There were several indicators of insolvency throughout the two year trading period of which the directors failed to take notice or act upon. It was only when the frauds became known to them that they took control of the company and had it placed into liquidation shortly thereafter.

The judgement stated: “This case is a timely reminder of the fundamental principle of the Companies Act 1993 that company directors must take proper steps to place themselves in a position to guide and monitor the management of the company. The responsibility for governance of the company is theirs. They cannot simply treat the appointment as a sinecure and then leave to management, or other advisers, the duties of running the company and ensuring compliance with legal obligations. Let delinquent directors beware…”

The directors were found to have traded recklessly and failed to maintain proper accounts. They were liable to contribute $1.26 million to the liquidation.

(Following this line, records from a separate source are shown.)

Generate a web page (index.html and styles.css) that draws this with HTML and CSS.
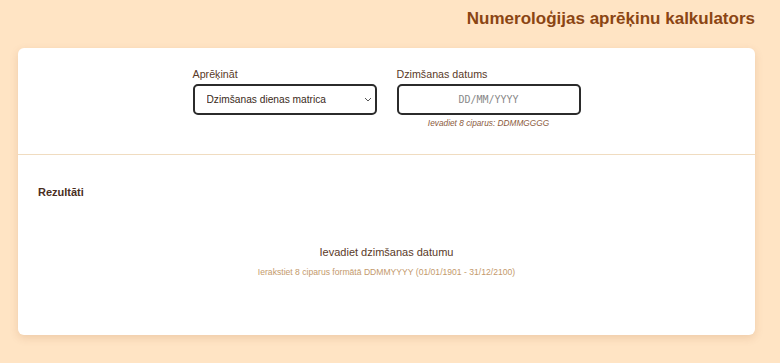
FILE: index.html
```html
<!DOCTYPE html>
<html lang="lv">
<head>
  <meta charset="UTF-8">
  <meta name="viewport" content="width=device-width, initial-scale=1.0">
  <title>Numeroloģijas aprēķinu kalkulators</title>
  <link rel="stylesheet" href="styles.css">
</head>
<body>
  <div class="page">
    <h1 class="title">Numeroloģijas aprēķinu kalkulators</h1>

    <div class="card">
      <!-- Input form -->
      <div class="form-section">
        <div class="field">
          <label for="calcType">Aprēķināt</label>
          <div class="select-wrap">
            <select id="calcType">
              <option>Dzimšanas dienas matrica</option>
            </select>
            <svg class="chevron" width="8" height="5" viewBox="0 0 8 5"><path d="M1 1l3 3 3-3" fill="none" stroke="#555" stroke-width="1"/></svg>
          </div>
        </div>
        <div class="field">
          <label for="birthDate">Dzimšanas datums</label>
          <input type="text" id="birthDate" placeholder="DD/MM/YYYY">
          <p class="hint">Ievadiet 8 ciparus: DDMMGGGG</p>
        </div>
      </div>

      <!-- Results -->
      <div class="results-section">
        <h3>Rezultāti</h3>
        <div class="empty-state">
          <p class="empty-main">Ievadiet dzimšanas datumu</p>
          <p class="empty-sub">Ierakstiet 8 ciparus formātā DDMMYYYY (01/01/1901 - 31/12/2100)</p>
        </div>
      </div>
    </div>
  </div>
</body>
</html>
```

FILE: styles.css
```css
/* Base styles */
* {
  box-sizing: border-box;
  font-family: "Liberation Sans", Arial, sans-serif;
}

body {
  margin: 0;
  background-color: #ffe4c4;
  color: #5a3a28;
}

.page {
  padding: 0 25px 27px 18px;
}

/* Header */
.title {
  margin: 0;
  padding: 9px 0 19px;
  text-align: right;
  font-size: 17px;
  line-height: 20px;
  color: #8b4513;
}

/* Card */
.card {
  background-color: #fff;
  border-radius: 6px;
  box-shadow: 0 3px 8px rgba(139, 69, 19, 0.15);
}

/* Form */
.form-section {
  display: flex;
  justify-content: center;
  gap: 20px;
  padding: 19px 20px 26px;
  border-bottom: 1px solid #f0dcc0;
}

.field {
  width: 184px;
  display: flex;
  flex-direction: column;
}

.field label {
  font-size: 10.7px;
  line-height: 14px;
  margin-bottom: 3px;
  color: #5a3a28;
}

.select-wrap {
  position: relative;
}

select,
input[type="text"] {
  width: 100%;
  height: 31px;
  border: 2px solid #2b2b2b;
  border-radius: 5px;
  background: #fff;
  font-size: 10.2px;
  color: #3a2a20;
  outline: none;
}

select {
  -webkit-appearance: none;
  appearance: none;
  padding: 0 20px 0 12px;
}

.chevron {
  position: absolute;
  right: 5px;
  top: 13px;
  pointer-events: none;
}

input[type="text"] {
  text-align: center;
  font-family: "DejaVu Sans Mono", monospace;
  font-size: 10px;
}

input::placeholder {
  color: #8a8a8a;
}

.hint {
  margin: 3px 0 0;
  text-align: center;
  font-size: 8.3px;
  font-style: italic;
  color: #8b5a3c;
}

/* Results */
.results-section {
  padding: 30px 20px 57px;
}

.results-section h3 {
  margin: 0;
  font-size: 11px;
  line-height: 14px;
  color: #4a2e1e;
}

.empty-state {
  text-align: center;
  padding-top: 47px;
}

.empty-main {
  margin: 0 0 8px;
  font-size: 11px;
  line-height: 13px;
  color: #5a3a28;
}

.empty-sub {
  margin: 0;
  font-size: 8.6px;
  line-height: 11px;
  color: #c49a6c;
}
```
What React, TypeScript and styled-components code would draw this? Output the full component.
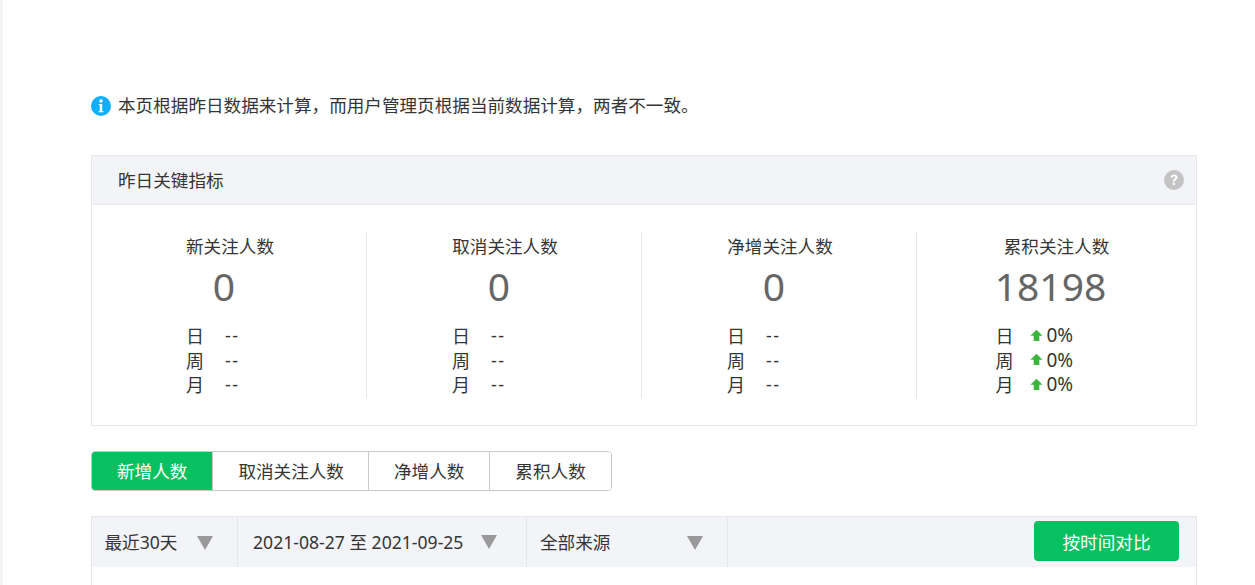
import styled, { createGlobalStyle } from 'styled-components';

const GlobalStyle = createGlobalStyle`
  html, body {
    margin: 0;
    height: 100%;
    overflow: hidden;
    background: #fff;
    color: #353535;
    font-family: "Noto Sans", "Noto Sans CJK SC", sans-serif;
  }
  * { box-sizing: border-box; }
`;

const METRICS = [
  { title: '新关注人数', value: '0', rowsWidth: 88, trend: false },
  { title: '取消关注人数', value: '0', rowsWidth: 106, trend: false },
  { title: '净增关注人数', value: '0', rowsWidth: 106, trend: false },
  { title: '累积关注人数', value: '18198', rowsWidth: 122, trend: true },
];

const PERIODS = ['日', '周', '月'];
const TABS = ['新增人数', '取消关注人数', '净增人数', '累积人数'];

const InfoIcon = () => (
  <svg width="20" height="20" viewBox="0 0 20 20">
    <circle cx="10" cy="10" r="10" fill="#10aeff" />
    <circle cx="10" cy="5" r="1.7" fill="#fff" />
    <path d="M7.8 8h3.4v7h1.2v1.3H7.6V15h1.2V9.3h-1z" fill="#fff" />
  </svg>
);

const HelpIcon = () => (
  <svg width="20" height="20" viewBox="0 0 20 20">
    <circle cx="10" cy="10" r="10" fill="#c4c4c4" />
    <path
      d="M6.6 7.6C6.7 5.5 8.1 4.4 10.1 4.4c2 0 3.4 1.1 3.4 2.9 0 1.3-.7 2-1.6 2.6-.8.5-1.1.9-1.1 1.8H8.9c0-1.5.4-2.2 1.4-2.9.7-.5 1-.9 1-1.4 0-.7-.5-1.1-1.2-1.1-.8 0-1.3.5-1.4 1.3z"
      fill="#fff"
    />
    <rect x="8.8" y="12.8" width="2.1" height="2.1" fill="#fff" />
  </svg>
);

const UpArrow = () => (
  <svg width="13" height="13" viewBox="0 0 12 12">
    <path d="M6 .8 11.6 6.2H8.6V11H3.4V6.2H.4z" fill="#3cb53c" />
  </svg>
);

const App = () => {
  return (
    <Page>
      <GlobalStyle />
      <Main>
        <Notice>
          <InfoIcon />
          <NoticeText>本页根据昨日数据来计算，而用户管理页根据当前数据计算，两者不一致。</NoticeText>
        </Notice>

        <Panel>
          <PanelHead>
            <PanelTitle>昨日关键指标</PanelTitle>
            <HelpIcon />
          </PanelHead>
          <MetricGrid>
            {METRICS.map((m) => (
              <Metric key={m.title}>
                <MetricTitle>{m.title}</MetricTitle>
                <MetricValue>{m.value}</MetricValue>
                <Rows $width={m.rowsWidth}>
                  {PERIODS.map((p) => (
                    <Row key={p}>
                      <RowLabel>{p}</RowLabel>
                      {m.trend ? (
                        <Trend>
                          <UpArrow />
                          0%
                        </Trend>
                      ) : (
                        <Dashes>--</Dashes>
                      )}
                    </Row>
                  ))}
                </Rows>
              </Metric>
            ))}
          </MetricGrid>
        </Panel>

        <Tabs>
          {TABS.map((t, i) => (
            <Tab key={t} $active={i === 0}>
              <TabLabel>{t}</TabLabel>
            </Tab>
          ))}
        </Tabs>

        <ChartPanel>
          <FilterBar>
            <Filter $width={146} $left={12.5} $right={24}>
              <FilterLabel>最近30天</FilterLabel>
              <Caret />
            </Filter>
            <Filter $width={289} $left={15} $right={29}>
              <FilterLabel>2021-08-27 至 2021-09-25</FilterLabel>
              <Caret $raised />
            </Filter>
            <Filter $width={201} $left={13} $right={24}>
              <FilterLabel>全部来源</FilterLabel>
              <Caret />
            </Filter>
            <CompareButton>
              <TabLabel>按时间对比</TabLabel>
            </CompareButton>
          </FilterBar>
        </ChartPanel>
      </Main>
    </Page>
  );
};

export default App;

const Page = styled.div`
  height: 585px;
  overflow: hidden;
  padding-left: 3px;
  background: #fff;
  border-left: 3px solid #f3f4f8;
`;

const Main = styled.div`
  width: 1106px;
  margin-left: 85px;
  padding-top: 93px;
`;

const Notice = styled.div`
  display: flex;
  align-items: center;
  gap: 7px;
  height: 26px;
  font-size: 17.6px;
  line-height: 26px;
  margin-bottom: 36px;
`;

const NoticeText = styled.span`
  margin-top: -2px;
`;

const Panel = styled.section`
  border: 1px solid #e4e8eb;
  height: 271px;
`;

const PanelHead = styled.div`
  display: flex;
  align-items: center;
  justify-content: space-between;
  height: 49px;
  padding: 0 12px 0 26px;
  background: #f3f4f8;
  border-bottom: 1px solid #e4e8eb;
  font-size: 17.6px;
`;

const PanelTitle = styled.span`
  margin-top: -1px;
`;

const MetricGrid = styled.div`
  display: grid;
  grid-template-columns: 275px 275px 275px 1fr;
  padding-top: 27px;
`;

const Metric = styled.div`
  display: flex;
  flex-direction: column;
  align-items: center;
  height: 166px;
  padding-left: 2px;
  border-right: 1px solid #e4e8eb;

  &:last-child {
    padding-left: 0;
    border-right: 0;
  }
`;

const MetricTitle = styled.div`
  font-size: 17.6px;
  line-height: 28px;
`;

const MetricValue = styled.div`
  font-size: 39px;
  line-height: 52px;
  color: #666;
  padding-right: 12px;
`;

const Rows = styled.div<{ $width: number }>`
  width: ${(p) => p.$width}px;
  margin-top: 11px;
`;

const Row = styled.div`
  display: flex;
  align-items: center;
  height: 24.5px;
  font-size: 18px;
`;

const RowLabel = styled.span`
  width: 39px;
`;

const Dashes = styled.span`
  letter-spacing: 1.5px;
`;

const Trend = styled.span`
  display: flex;
  align-items: center;
  gap: 4px;
  margin-left: -5px;
  font-size: 19px;
`;

const Tabs = styled.div`
  display: inline-flex;
  height: 40px;
  margin-top: 25px;
  border: 1px solid #c9c9c9;
  border-radius: 4px;
  overflow: hidden;
  vertical-align: top;
`;

const Tab = styled.div<{ $active: boolean }>`
  display: flex;
  align-items: center;
  padding: 0 25px;
  font-size: 17.6px;
  color: ${(p) => (p.$active ? '#fff' : '#353535')};
  background: ${(p) => (p.$active ? '#07c160' : '#fff')};
  border-left: 1px solid #c9c9c9;

  &:first-child {
    padding: 0 25px 0 26px;
    border-left: 0;
    margin: -1px 0 -1px -1px;
  }

  &:nth-child(2) {
    padding-right: 24px;
  }
`;

const TabLabel = styled.span`
  margin-top: -2px;
`;

const ChartPanel = styled.section`
  height: 100px;
  margin-top: 25px;
  border: 1px solid #e4e8eb;
`;

const FilterBar = styled.div`
  display: flex;
  align-items: center;
  height: 50px;
  background: #f3f4f8;
`;

const Filter = styled.div<{ $width: number; $left: number; $right: number }>`
  display: flex;
  align-items: center;
  justify-content: space-between;
  width: ${(p) => p.$width}px;
  height: 100%;
  padding: 0 ${(p) => p.$right}px 0 ${(p) => p.$left}px;
  font-size: 17.6px;
  border-right: 1px solid #e4e8eb;
`;

const FilterLabel = styled.span`
  margin-top: -2px;
  white-space: nowrap;
`;

const Caret = styled.i<{ $raised?: boolean }>`
  display: block;
  flex: none;
  width: 0;
  height: 0;
  border-left: 8px solid transparent;
  border-right: 8px solid transparent;
  border-top: 14px solid #999;
  margin-top: ${(p) => (p.$raised ? '-1px' : '1px')};
`;

const CompareButton = styled.button`
  width: 145px;
  height: 40px;
  margin: -2px 17px 0 auto;
  border: 0;
  border-radius: 4px;
  background: #07c160;
  color: #fff;
  font-family: inherit;
  font-size: 17.6px;
`;
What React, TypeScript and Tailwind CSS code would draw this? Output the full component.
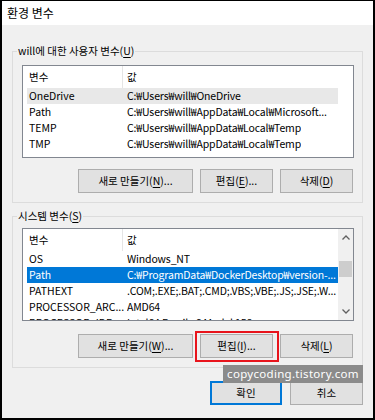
import type { ReactNode } from 'react'

type Row = { name: string; value: string }

const userRows: Row[] = [
  { name: 'OneDrive', value: 'C:₩Users₩will₩OneDrive' },
  { name: 'Path', value: 'C:₩Users₩will₩AppData₩Local₩Microsoft...' },
  { name: 'TEMP', value: 'C:₩Users₩will₩AppData₩Local₩Temp' },
  { name: 'TMP', value: 'C:₩Users₩will₩AppData₩Local₩Temp' },
]

const systemRows: Row[] = [
  { name: 'OS', value: 'Windows_NT' },
  { name: 'Path', value: 'C:₩ProgramData₩DockerDesktop₩version-...' },
  { name: 'PATHEXT', value: '.COM;.EXE;.BAT;.CMD;.VBS;.VBE;.JS;.JSE;.W...' },
  { name: 'PROCESSOR_ARC...', value: 'AMD64' },
  { name: 'PROCESSOR_IDE...', value: 'Intel64 Family 6 Model 158...' },
]

// accelerator key, e.g. (U) with the letter underlined
const Key = ({ k }: { k: string }) => (
  <>
    (<span className="underline underline-offset-2">{k}</span>)
  </>
)

const Btn = ({ children, w, primary }: { children: ReactNode; w: string; primary?: boolean }) => (
  <button
    type="button"
    className={`${w} h-[24px] flex items-center justify-center bg-[#e1e1e1] text-black ${
      primary ? 'border-2 border-[#0078d7]' : 'border border-[#adadad]'
    }`}
  >
    {children}
  </button>
)

const Chevron = ({ up }: { up?: boolean }) => (
  <svg width="8" height="5" viewBox="0 0 8 5" className="mx-auto">
    <polyline
      points={up ? '0.5,4.5 4,1 7.5,4.5' : '0.5,0.5 4,4 7.5,0.5'}
      fill="none"
      stroke="#606060"
      strokeWidth="1.3"
    />
  </svg>
)

const VarList = ({
  rows,
  selected,
  active,
  scroll,
}: {
  rows: Row[]
  selected: number
  active?: boolean
  scroll?: boolean
}) => (
  <div className="flex h-[93px] border border-[#828790] bg-white overflow-hidden">
    <div className="flex-1 min-w-0">
      <div className="flex h-[22px] items-center">
        <div className="w-[99px] pl-[6px]">변수</div>
        <div className="w-px h-full bg-[#e5e5e5]" />
        <div className="pl-[4px]">값</div>
      </div>
      <div className="pl-[4px]">
        {rows.map((row, i) => {
          const isSel = i === selected
          return (
            <div
              key={row.name}
              className={`flex h-[16px] leading-[16px] whitespace-nowrap ${
                isSel ? (active ? 'bg-[#0078d7] text-white' : 'bg-[#e8e8e8]') : ''
              }`}
            >
              <div className="w-[100px] shrink-0 pl-[2px] overflow-hidden">{row.name}</div>
              <div className="overflow-hidden tracking-[-0.15px]">{row.value}</div>
            </div>
          )
        })}
      </div>
    </div>
    {scroll ? (
      <div className="w-[15px] bg-[#f0f0f0] flex flex-col">
        <div className="h-[17px] flex items-center">
          <Chevron up />
        </div>
        <div className="flex-1 pt-[15px]">
          <div className="ml-[1px] w-[13px] h-[16px] bg-[#cdcdcd]" />
        </div>
        <div className="h-[17px] flex items-center">
          <Chevron />
        </div>
      </div>
    ) : (
      <div className="w-[15px]" />
    )}
  </div>
)

export default function App() {
  return (
    <div className="relative w-[375px] h-[420px] overflow-hidden bg-[#f0f0f0] border-black border-l-2 border-t border-r-2 border-b-2 font-['Noto_Sans_CJK_KR',sans-serif] text-[10.5px] text-black">
      <div className="h-[24px] bg-white flex items-center pl-[5px] text-[12px]">환경 변수</div>

      <div className="px-[10px]">
        <div className="mt-[26px] relative border border-[#dcdcdc] pl-[9px] pr-[8px] pt-[13px] pb-[9px]">
          <span className="absolute left-[4px] -top-[9px] px-[1px] bg-[#f0f0f0] leading-[16px]">
            will에 대한 사용자 변수<Key k="U" />
          </span>
          <VarList rows={userRows} selected={0} />
          <div className="mt-[11px] pr-[1px] flex justify-end gap-[7px]">
            <Btn w="w-[115px]">
              새로 만들기<Key k="N" />...
            </Btn>
            <Btn w="w-[73px]">
              편집<Key k="E" />...
            </Btn>
            <Btn w="w-[73px]">
              삭제<Key k="D" />
            </Btn>
          </div>
        </div>

        <div className="mt-[13px] relative border border-[#dcdcdc] pl-[9px] pr-[8px] pt-[11px] pb-[9px]">
          <span className="absolute left-[4px] -top-[9px] px-[1px] bg-[#f0f0f0] leading-[16px]">
            시스템 변수<Key k="S" />
          </span>
          <VarList rows={systemRows} selected={1} active scroll />
          <div className="mt-[13px] pr-[1px] flex justify-end gap-[7px]">
            <Btn w="w-[115px]">
              새로 만들기<Key k="W" />...
            </Btn>
            <div className="relative">
              <Btn w="w-[73px]">
                편집<Key k="I" />...
              </Btn>
              <div className="absolute -left-[5px] -right-[6px] -top-[3px] -bottom-[4px] border-2 border-[#e8141c]" />
            </div>
            <Btn w="w-[73px]">
              삭제<Key k="L" />
            </Btn>
          </div>
        </div>

        <div className="mt-[13px] flex justify-end gap-[8px]">
          <Btn w="w-[72px]" primary>
            확인
          </Btn>
          <Btn w="w-[73px]">취소</Btn>
        </div>
      </div>

      <div className="absolute left-[221px] top-[364px] w-[140px] h-[18px] bg-[#8b8b8b] flex items-center justify-center text-white text-[11.5px] tracking-[0.3px] font-['Noto_Sans',sans-serif]">
        copycoding.tistory.com
      </div>
    </div>
  )
}
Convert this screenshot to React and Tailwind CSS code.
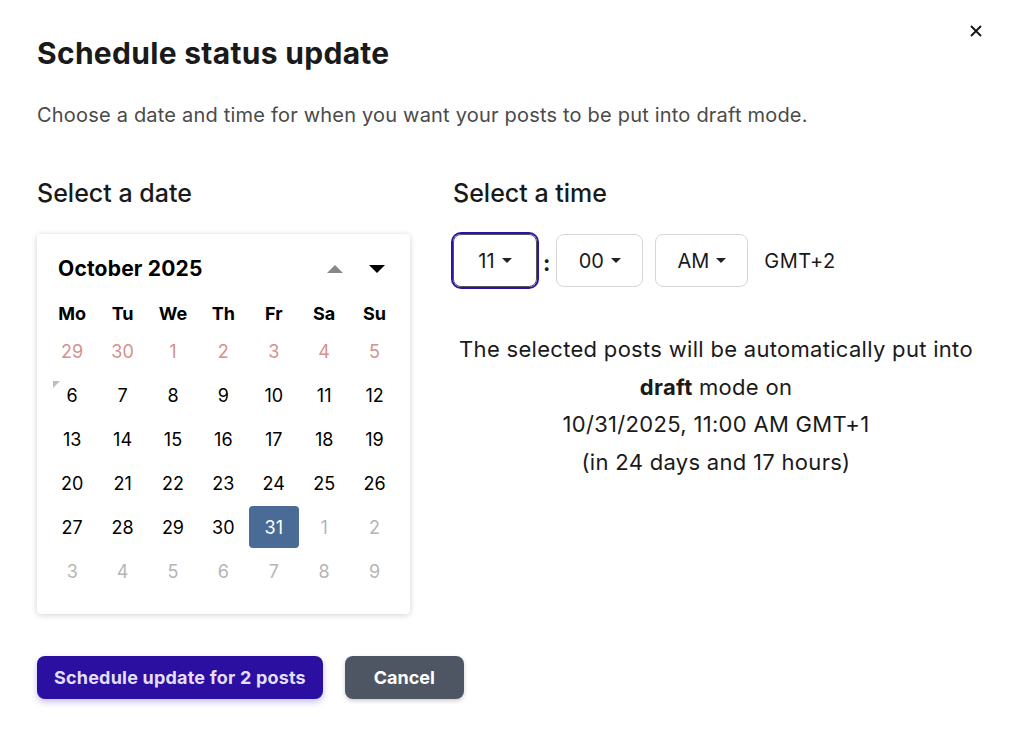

What does this mean for you?

The days of the ‘passive’ director are over. We often see a husband/wife/partner as a director when it is obvious they have no understanding of the responsibilities attached to the role. A director must take an active part in the direction of companies and act reasonably and prudently.

We suggest you review your directorships and consider retaining only those where you take an active part in the business and refresh yourselves with the duties of a director as per the Companies Act 1993.

Directors must ensure that adequate books of account are kept.

Again this is as per the Companies Act 1993 and directors can find themselves personally liable and without limitation of liability for failing to comply with this section of the Act as is the case with this judgement against these directors.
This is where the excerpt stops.